I agree with Fred’s comment entirely, and especially about expanding the co-contribution. The limits are really too low and especially so for people whose incomes are unlikely to rise very much.

That extra money put into young, modest-income earners’ super funds is about as a good a government expenditure as I can think of.

Nicholas, I don’t quite follow the connection between these two sentences:

A hell of a lot of low income people wont even know about the incentives. Others will be able to borrow to fund their participation.

If your second sentence (as grammatically I would say it does) relates to your first, then I suspect you do not know enough low- and modest- income earners! Most low- and modest-income earners I know are aware of the co-contribution, albeit not necessarily clear as to their own eligibility. There is strong reflexive belief that ‘these things’ are complicated.

But I doubt I could convince any of them to borrow to fund their contribution. At current rates it would be hard to justify, practically, to someone on a modest or low income under 40.

wilful
wilful
14 years ago

We whipped in a bit of the co-contribution this year to take advantage of my wife’s maternity leave temporary dip in earnings. Pretty cheap of us, but hey, free money!!

What else could we do, radical stuff even, to encourage saving amongst poor and middling sorts?

Patrick
Patrick
14 years ago

I agree, except that the thing is that you can’t really ‘use’ it for 20 or 30 years – hard to get a lot of modest earners to see that as a worthwhile sacrifice.

Fred Argy
Fred Argy
14 years ago

Nicholas, simply ratcheting up the compulsory super contribution would add further to the inequities of the present system. I presume you have in mind changing the present tax treatment before such an initiative is introduced?

Wilful, my very point. The present co-contribution scheme is poorly targeted. But if it could be made more poor-friendly, it could do a lot of good.

derrida derider
derrida derider
14 years ago

It’s virtually impossible for any voluntary savings scheme to be anything but regressive – only those who can spare it will take advantage of the incentives. The other problem with voluntary incentives is that they take no account of the additional dissaving (or reduced saving if you’ve still got a budget surplus) by government due to their budgetary cost. It’s quite possible to have a voluntary savings scheme that actually reduces national saving.
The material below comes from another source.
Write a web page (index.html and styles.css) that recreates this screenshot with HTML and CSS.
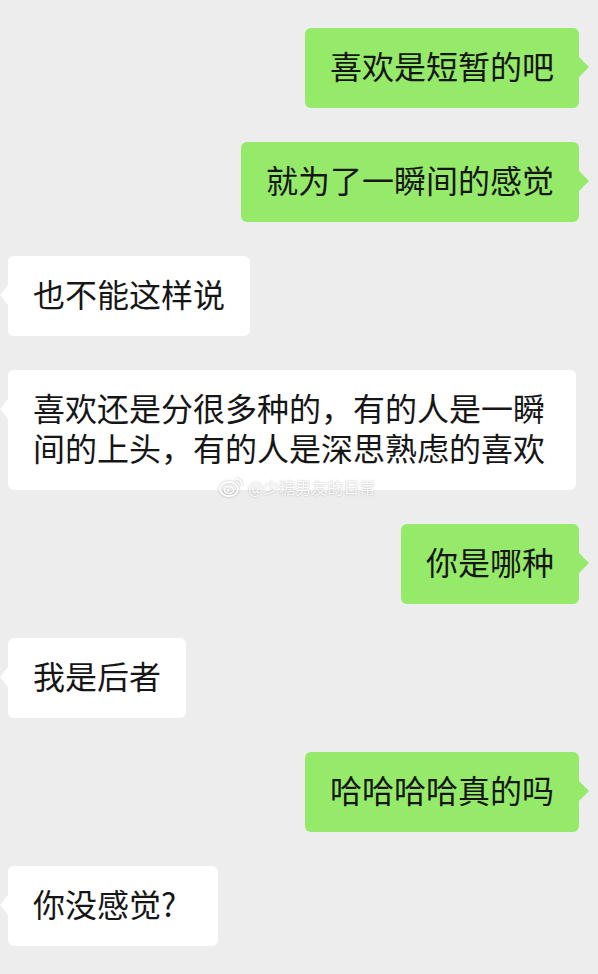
FILE: index.html
```html
<!DOCTYPE html>
<html lang="zh">
<head>
<meta charset="utf-8">
<title>聊天</title>
<link rel="stylesheet" href="styles.css">
</head>
<body>
<div class="chat">
  <div class="msg me"><div class="bubble">喜欢是短暂的吧</div></div>
  <div class="msg me"><div class="bubble">就为了一瞬间的感觉</div></div>
  <div class="msg them"><div class="bubble">也不能这样说</div></div>
  <div class="msg them"><div class="bubble">喜欢还是分很多种的，有的人是一瞬间的上头，有的人是深思熟虑的喜欢</div></div>
  <div class="msg me"><div class="bubble">你是哪种</div></div>
  <div class="msg them"><div class="bubble">我是后者</div></div>
  <div class="msg me"><div class="bubble">哈哈哈哈真的吗</div></div>
  <div class="msg them"><div class="bubble q">你没感觉?</div></div>
  <div class="watermark">
    <svg class="wb" width="26" height="22" viewBox="0 0 26 22">
      <ellipse cx="10" cy="13" rx="9" ry="7" fill="none" stroke="#fff" stroke-width="2"/>
      <ellipse cx="10" cy="14" rx="4.5" ry="3.5" fill="none" stroke="#fff" stroke-width="1.6"/>
      <circle cx="9" cy="14.5" r="1.4" fill="#fff"/>
      <path d="M17 3 a6 6 0 0 1 6 6" fill="none" stroke="#fff" stroke-width="1.8"/>
      <path d="M17 6 a3 3 0 0 1 3 3" fill="none" stroke="#fff" stroke-width="1.6"/>
    </svg>
    <span>@少糖男友的日常</span>
  </div>
</div>
</body>
</html>
```
FILE: styles.css
```css
html, body {
  margin: 0;
  padding: 0;
}
body {
  background: #ededed;
  font-family: "Noto Sans CJK SC", "Noto Sans", sans-serif;
  width: 598px;
  height: 974px;
  overflow: hidden;
}
.chat {
  position: relative;
  display: flex;
  flex-direction: column;
  gap: 34px;
  padding-top: 28px;
}
.msg {
  display: flex;
}
.msg.me {
  justify-content: flex-end;
  padding-right: 19px;
}
.msg.them {
  justify-content: flex-start;
  padding-left: 8px;
}
.bubble {
  position: relative;
  font-size: 32px;
  line-height: 40px;
  padding: 17px 25px 23px;
  border-radius: 6px;
  color: #161616;
  max-width: 518px;
}
.me .bubble {
  background: #95ea6a;
}
.them .bubble {
  background: #ffffff;
}
.bubble.q {
  padding-right: 42px;
}
.me .bubble::after {
  content: "";
  position: absolute;
  top: 29px;
  right: -10px;
  border-top: 10px solid transparent;
  border-bottom: 10px solid transparent;
  border-left: 10px solid #95ea6a;
}
.them .bubble::after {
  content: "";
  position: absolute;
  top: 29px;
  left: -8px;
  border-top: 10px solid transparent;
  border-bottom: 10px solid transparent;
  border-right: 8px solid #ffffff;
}
.watermark {
  position: absolute;
  left: 219px;
  top: 476px;
  display: flex;
  align-items: center;
  gap: 3px;
  color: rgba(255, 255, 255, 0.95);
  font-size: 16px;
  line-height: 20px;
  text-shadow: 0 0 2px rgba(0, 0, 0, 0.3);
}
.wb {
  filter: drop-shadow(0 0 1px rgba(0, 0, 0, 0.3));
}
```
As I’ve argued elsewhere, it’s also virtually impossible with deregulated credit markets to make private saving compulsory – it can always be offset by loans elsewhere. The recent Reserve Bank paper found that only 38% of compulsory super represented additional private saving. But that paper did not take into account the major mechanism by which it has in fact been offset – bigger and longer mortgages (which have had the side effect of driving up the price of land).
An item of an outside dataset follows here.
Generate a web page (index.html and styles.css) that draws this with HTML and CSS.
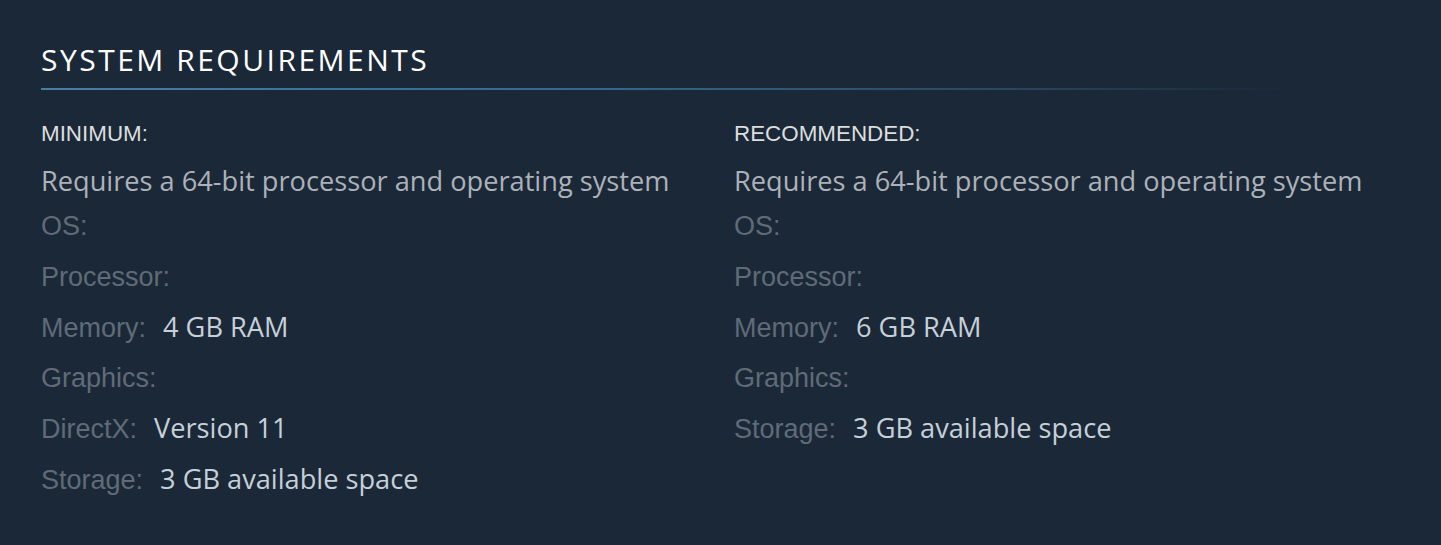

Now what on earth would be the point of getting people to put their super into their own homes and then clawing it back with “loan repayments” into super? Ask yourself what the advantage of this is over an ordinary home loan. As far as I can see, the transaction costs (money into super, money out of super in a tax-sheltered way, recovery of an income contingent loan through the PAYE system) would be much greater. Most young people won’t have enough super to pay for their home, and the minority who can’t repay the loan on income grounds won’t have any super anyway. I’m looking for an efficiency or equity gain here, and I just can’t see it.

Sacha
14 years ago

Nicholas, I wrote to Craig Emerson some time ago suggesting that people be able to access their super to get into the property market. However, when I think about it now, even if you get people to pay more into their super to compensate for the amount they’ve taken out, won’t that just increase the total demand for housing? (mind you, it would differentially increase people’s ability to buy property which is comparatively good for first-home buyers, but still).

sdfc
sdfc
14 years ago

Ever considered that some people simply can’t afford to take advantage of the co-contributions scheme, Nick?

Jonno
Jonno
14 years ago

Has there been any data published on post codes of where the co-contribution scheme has been claimed or even better the incomes of the spouses?